By default Navdy is not connected to any features, so you have to opt in to the likes of your calendar, music, text messages, and Twitter. The less you have running, the less distracted drivers are likely to be, and Driving would always recommend switching off mobile devices while driving. However, given our “always-on” culture and the fact that currently the law only bans handheld devices, this may not be realistic for the majority of motorists, so the Navdy offers a way for drivers to keep their eyes on the road.
Control is via a dial that you clip to your steering wheel, as well as voice and gesture recognition. The latter is limited to swipes of the hand left (accept) and right (ignore), after user feedback that revealed too many gestures can be confusing. It takes some getting used to – with no obvious “Back” button, finding our way back to menu list wasn’t as intuitive as it could have been.
And in case you were wondering, the device can be easily removed and hidden in your glovebox.
Sales of the Navdy are expected to start in the UK market in low volumes from March 6, 2017. However, it was launched last year through the Kickstarter website and received 20,000 pre-orders, 8,000 of which were in America, compared with around 1,500 in the UK.
The company says the devices sold so far have logged 6.3m miles of real-world data, with the Navdy being used for 94% of all journeys, suggesting it’s a device that won’t lose its appeal over time.

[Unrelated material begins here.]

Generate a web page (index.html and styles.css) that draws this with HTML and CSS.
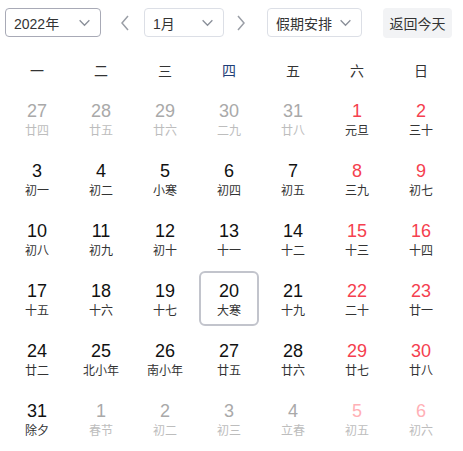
FILE: index.html
```html
<!DOCTYPE html>
<html lang="zh-CN">
<head>
    <meta charset="UTF-8">
    <title>万年历</title>
    <link rel="stylesheet" href="styles.css">
</head>
<body>
    <div class="toolbar">
        <div class="select select-year active">
            <span>2022年</span>
            <svg class="caret" viewBox="0 0 12 12"><path d="M1.5 4l4.5 4.5 4.5-4.5" /></svg>
        </div>
        <svg class="nav nav-prev" viewBox="0 0 14 18"><path d="M10 2L4 9l6 7" /></svg>
        <div class="select select-month">
            <span>1月</span>
            <svg class="caret" viewBox="0 0 12 12"><path d="M1.5 4l4.5 4.5 4.5-4.5" /></svg>
        </div>
        <svg class="nav nav-next" viewBox="0 0 14 18"><path d="M4 2l6 7-6 7" /></svg>
        <div class="select select-holiday">
            <span>假期安排</span>
            <svg class="caret" viewBox="0 0 12 12"><path d="M1.5 4l4.5 4.5 4.5-4.5" /></svg>
        </div>
        <button class="today-btn">返回今天</button>
    </div>

    <div class="weekdays">
        <div>一</div>
        <div>二</div>
        <div>三</div>
        <div class="current">四</div>
        <div>五</div>
        <div>六</div>
        <div>日</div>
    </div>

    <div id="days" class="days"></div>

    <script>
        const days = [
            [27, "廿四", "other"], [28, "廿五", "other"], [29, "廿六", "other"], [30, "二九", "other"], [31, "廿八", "other"], [1, "元旦", "rest"], [2, "三十", "rest"],
            [3, "初一"], [4, "初二"], [5, "小寒"], [6, "初四"], [7, "初五"], [8, "三九", "rest"], [9, "初七", "rest"],
            [10, "初八"], [11, "初九"], [12, "初十"], [13, "十一"], [14, "十二"], [15, "十三", "rest"], [16, "十四", "rest"],
            [17, "十五"], [18, "十六"], [19, "十七"], [20, "大寒", "today"], [21, "十九"], [22, "二十", "rest"], [23, "廿一", "rest"],
            [24, "廿二"], [25, "北小年"], [26, "南小年"], [27, "廿五"], [28, "廿六"], [29, "廿七", "rest"], [30, "廿八", "rest"],
            [31, "除夕"], [1, "春节", "other"], [2, "初二", "other"], [3, "初三", "other"], [4, "立春", "other"], [5, "初五", "other rest"], [6, "初六", "other rest"]
        ];

        const grid = document.getElementById("days");
        days.forEach(([num, lunar, cls]) => {
            const cell = document.createElement("div");
            cell.className = "day" + (cls ? " " + cls : "");
            cell.innerHTML = `<span class="num">${num}</span><span class="lunar">${lunar}</span>`;
            grid.appendChild(cell);
        });
    </script>
</body>
</html>
```

FILE: styles.css
```css
body {
    margin: 0;
    font-family: "Liberation Sans", "Noto Sans CJK SC", sans-serif;
    color: #1d2129;
    background: #fff;
}

.toolbar {
    display: flex;
    align-items: center;
    padding: 8px 0 0 5px;
    height: 29px;
}

.select {
    box-sizing: border-box;
    height: 29px;
    border: 1px solid #dcdfe6;
    border-radius: 4px;
    display: flex;
    align-items: center;
    justify-content: space-between;
    padding: 0 9px 0 8px;
    font-size: 14px;
    color: #333;
}

.select.active {
    border-color: #a8aab6;
}

.select-year {
    width: 96px;
}

.select-month {
    width: 80px;
}

.select-holiday {
    width: 95px;
}

.caret {
    width: 13px;
    height: 13px;
    fill: none;
    stroke: #8a8f99;
    stroke-width: 1.2;
}

.nav {
    width: 14px;
    height: 18px;
    fill: none;
    stroke: #9a9ea6;
    stroke-width: 1.5;
}

.nav-prev {
    margin: 0 12px 0 17px;
}

.nav-next {
    margin: 0 19px 0 10px;
}

.today-btn {
    margin-left: 21px;
    height: 30px;
    width: 69px;
    border: none;
    border-radius: 4px;
    background: #f2f3f5;
    font-family: inherit;
    font-size: 14px;
    color: #333;
    padding: 0;
}

.weekdays {
    display: grid;
    grid-template-columns: repeat(7, 64px);
    margin: 24px 0 0 5px;
    font-size: 14px;
    line-height: 20px;
    text-align: center;
    color: #333;
}

.weekdays .current {
    color: #1f3f78;
}

.days {
    display: grid;
    grid-template-columns: repeat(7, 64px);
    grid-auto-rows: 55px;
    row-gap: 5px;
    margin: 10px 0 0 5px;
}

.day {
    margin: 0 2px;
    box-sizing: border-box;
    border: 2px solid transparent;
    border-radius: 6px;
    display: flex;
    flex-direction: column;
    align-items: center;
    padding-top: 7px;
}

.day.today {
    border-color: #c2c4cc;
}

.num {
    font-size: 18px;
    line-height: 22px;
    color: #111;
}

.lunar {
    font-size: 12px;
    line-height: 16px;
    margin-top: 1px;
    color: #333;
}

.rest .num {
    color: #f53f4f;
}

.other .num {
    color: #a9a9a9;
}

.other .lunar {
    color: #bdbdbd;
}

.other.rest .num {
    color: #ffb0b6;
}
```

Even when not getting nav directions, having the rev, fuel and speed info clearly displayed in digital format directly in front of you is useful.
Given Navdy retails in the UK for a whopping £599.99, you’d certainly want to get your money’s worth, but to put that price into perspective, ordering a (less sophisticated) head-up display for, say, a new Volkswagen Tiguan SUV, would cost £500.
While many top specification new cars have similar tech, built-in navigation, connected car tools and head-up displays still aren’t commonplace; its features will prove most useful for the majority of motorists with older and lower spec vehicle. Even for top end cars, Navdy brings infotainment and connectivity into one place and displays it clearly in line-of-sight.
While you can’t blame Navdy for integrating social media, and doing it with minimal distraction to the driver, we recommend buyers keep the likes of Facebook and Twitter disconnected. Your latest status update can wait until you’ve got out of the car.
The price is not inconsiderable, of course, but it’s a worthy addition to any driver’s dashboard.